Market Cap. (Rs.) 4505.38 Cr. P/BV 1.08 Book Value (Rs.) 147.97
52 Week High/Low (Rs.) 359/160 FV/ML 2/1 P/E(X) 4.50
Bookclosure 15/09/2025 EPS (Rs.) 35.62 Div Yield (%) 0.16
Year End :2025-03 

We have audited the accompanying Standalone Financial
Statements of
KNR CONSTRUCTIONS LIMITED (the
"Company"), which comprise the Balance Sheet as at
March 31, 2025, the Statement of Profit and Loss (including
Other Comprehensive Income), the Statement of Changes
in Equity and the Statement of Cash Flows for the year
ended on that date and notes to the financial statements,
including a summary of material accounting policies and
other explanatory information (hereinafter referred to as the
"Standalone Financial Statements").

In our opinion and to the best of our information and according
to the explanations given to us, and based on the consideration
of reports of other auditors on separate financial statements
of joint operations and management certified accounts in
respect of seventeen joint operations referred to in the Other
Matters paragraph below the aforesaid Standalone Financial
Statements give the information required by the Companies
Act, 2013 (the "Act") in the manner so required and give a
true and fair view in conformity with the Indian Accounting
Standards prescribed under Section 133 of the Act, ("Ind AS")
and other accounting principles generally accepted in India, of
the state of affairs of the Company as at March 31,2025 and

its profit, total comprehensive income, changes in equity and
its cash flows for the year ended on that date.

BASIS FOR OPINION

We conducted our audit of the Standalone Financial Statements
in accordance with the Standards on Auditing ("SA"s) specified
under Section 143(10) of the Act. Our responsibilities under
those Standards are further described in the Auditor’s
Responsibilities for the Audit of the Standalone Financial
Statements section of this report. We are independent of the
Company in accordance with the Code of Ethics issued by the
Institute of Chartered Accountants of India ("ICAI") together
with the ethical requirements that are relevant to our audit of
the Standalone Financial Statements under the provisions of
the Act and the Rules made thereunder, and we have fulfilled
our other ethical responsibilities in accordance with these
requirements and the ICAI’s Code of Ethics. We believe that
the audit evidence obtained by us is sufficient and appropriate
to provide a basis for our audit opinion on the Standalone
Financial Statements.

KEY AUDIT MATTERS

Key audit matters are those matters that, in our professional
judgment, were of most significance in our audit of the
Standalone Financial Statements of the current period. These
matters were addressed in the context of our audit of the
Standalone Financial Statements as a whole, and in forming
our opinion thereon, and we do not provide a separate opinion
on these matters.

We have determined the matters described below to be the key audit matters to be communicated in our report.

Sr. No.

Key Audit Matter

A

Revenue Recognition of long-term contracts:

The Company has significant revenue from construction contracts and long-term operating and maintenance
agreements. These long-term contracts are often complex customised solutions and meet the definition of a contract as
per Ind AS 115.

Revenue related to these construction contracts is recognised using the percentage of completion method, where
progress is determined by comparing actual costs incurred to date, with the total estimated costs of the project. Revenue
recognition for construction contracts includes management judgment in the form of estimates, which are subject to
management experience and expectations of future events. The most important judgment relates to the estimated total
costs of the project.

Revenue recognition of long-term contracts is a key audit matter in the audit due to the high level of management
judgement involved in the project estimates.

Auditor's Response

Our revenue testing included both testing of the company’s controls, as well as substantive audit procedures targeted
at selected major long-term projects. Our substantive testing focused on estimates applied by management in the
accounting.

Our procedures included, among others things, the following:

• Ensured that the revenue recognition method applied was appropriate based on the terms of the arrangement.

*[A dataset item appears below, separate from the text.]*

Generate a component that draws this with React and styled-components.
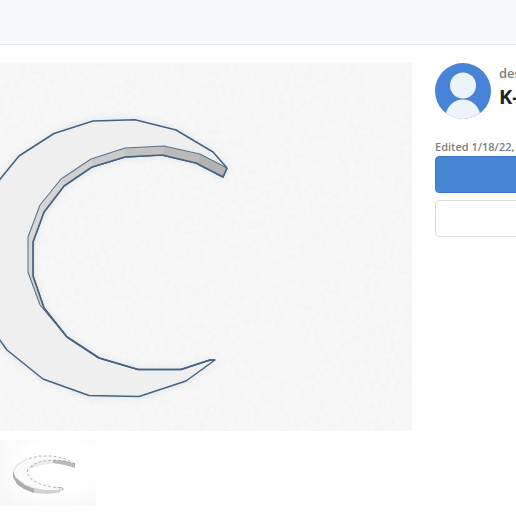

• Agreed the total project revenue estimates to sales agreements, including amendments as appropriate.

• We obtained an understanding of the processes and tested relevant controls, which impact the revenue recognition.

• We assessed the reliability of management’s estimates by comparing the actual results of delivered projects to
previous estimates.

Sr. No.

Key Audit Matter

B

Litigation and Claims:

Considering the nature of the Company’s operations, it can be exposed to a number of litigations and claims. The
recognition and measurement of provisions, contingent liabilities and contingent assets as well as making the necessary
disclosures in respect of litigation and claims requires significant judgment by the management in assessing the
outcome of each legal case which is based on management’s discussion with legal advisors.

Due to the significance of the litigations and claims and the difficulty in assessing and measuring the resulting outcome,
this is considered as a key audit matter.

Auditor's Response

Our audit procedures included the following:

• evaluating the Company’s policies, procedures and controls in relation to litigation, claims and provision
assessments;

• independent enquiries to understand the background of each case, legal position and the material risks that may
impact the Company’s standalone Ind AS financial statements; and

• assessing reasonableness of judgment made by management, determining the adequacy of the level of
provisioning or disclosure in the standalone Ind AS financial statements.

INFORMATION OTHER THAN THE FINANCIAL
STATEMENTS AND AUDITOR'S REPORT THEREON

The Company’s Board of Directors is responsible for the other
information. The other information comprises the information
included in the Management Discussion and Analysis,
Board’s Report, including Annexures to Board’s Report,
Business Responsibility and Sustainability Report, Corporate
Governance and Shareholder’s Information, but does not
include the consolidated financial statements, Standalone
Financial Statements and our Auditor’s Report thereon.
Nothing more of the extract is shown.